Perry Eliano

Current position
- Title: Defensive backs coach
- Team: Syracuse Orange
- Conference: Atlantic Coast Conference

Biographical details
- Born: March 3, 1978 (age 48) Killeen, Texas, U.S.

Playing career
- 1996–1999: Stephen F. Austin

Coaching career (HC unless noted)
- 2001–2002: Stephen F. Austin (GA)
- 2003–2004: Central Arkansas (RB/WR)
- 2005: Sam Houston (Secondary)
- 2006–2009: Central Arkansas (Secondary)
- 2010: Central Arkansas (Associate Head Coach/Secondary)
- 2011–2015: UTSA (STC/SAF)
- 2016–2017: Bowling Green (Associate Head Coach/DC)
- 2018–2019: New Mexico (STC/CB)
- 2020–2021: Cincinnati (CB)
- 2022–2023: Ohio State (SAF)
- 2024–2025: Toledo (CB)
- 2026–present: Syracuse (DB)

= Perry Eliano =

American football coach (born 1978)

Perry Eliano is an American football coach who is the defensive backs coach for the Syracuse Orange.

==College career==
Eliano played for four years at Stephen F. Austin. He was named the team's Defensive Most Valuable Player after leading the team in tackles in the 1998 and 1999 season.

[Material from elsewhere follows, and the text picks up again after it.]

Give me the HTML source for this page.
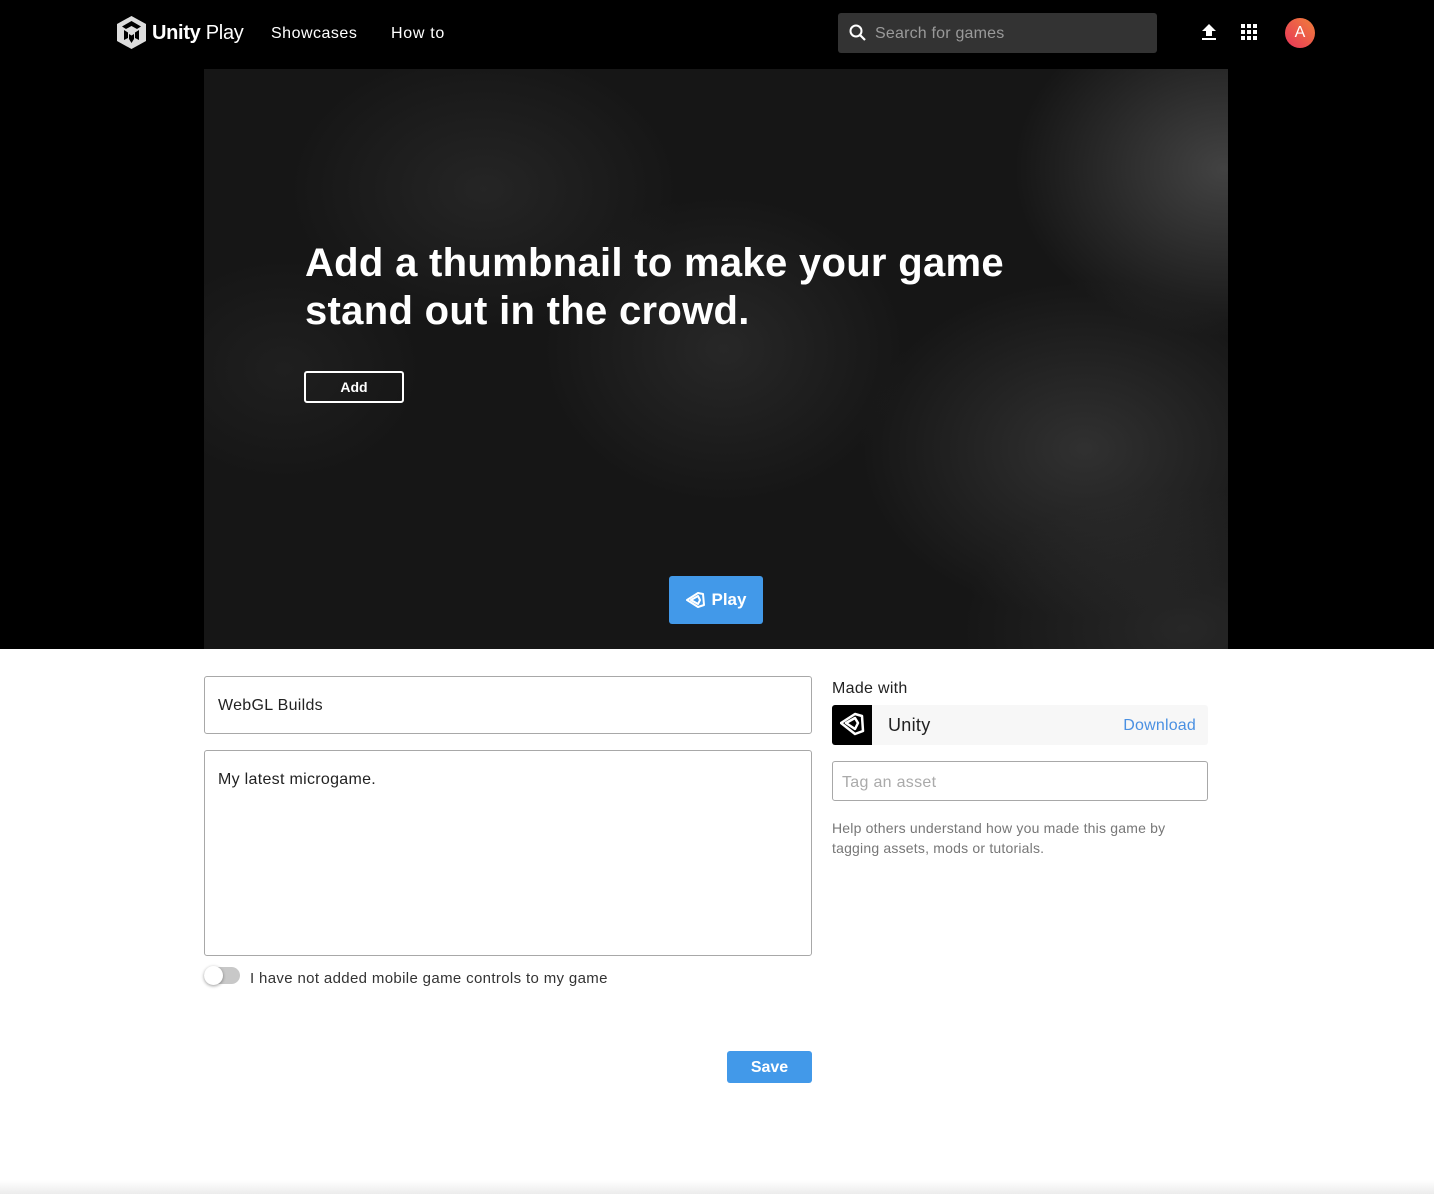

In his senior year he recorded 99 tackles and helped the Lumberjacks to the Southland Conference championship and was additionally named all-conference following the season. He also was named the Ralph Todd Award winner which is awarded to the university's most outstanding male athlete.

==Coaching career==
Eliano started his coaching career in 2001 at his alma mater Stephen F. Austin where he would be for two years as a graduate assistant. His next stop would be with Central Arkansas, coaching the running backs and wide receivers. After two years with Central Arkansas, Eliano was hired as the secondary coach at Sam Houston. Eliano then returned to Central Arkansas for four years as the secondary coach. He was then promoted to their associated head coach. He was then hired as the safeties and special teams coordinator at UTSA. After five years with UTSA, Eliano was hired as the associate head coach and special teams coordinator at Bowling Green. After two years with Bowling Green, Eliano's next stop was with New Mexico as the special teams coordinator and cornerbacks coach. Eliano's next stop was with Cincinnati as their cornerbacks coach. In his time with Cincinnati he helped defensive backs Sauce Gardner and Coby Bryant become All-Americans, as he was named the Football Scoop defensive backs coach of the year. After two years with Cincinnati he was hired by Ohio State as their safeties coach. On January 8, 2024, he was let go by Ohio State. On July 1, 2024, Eliano was named the cornerbacks coach at Toledo.

In 2025, Eliano was hired as the defensive backs coach for the Syracuse Orange.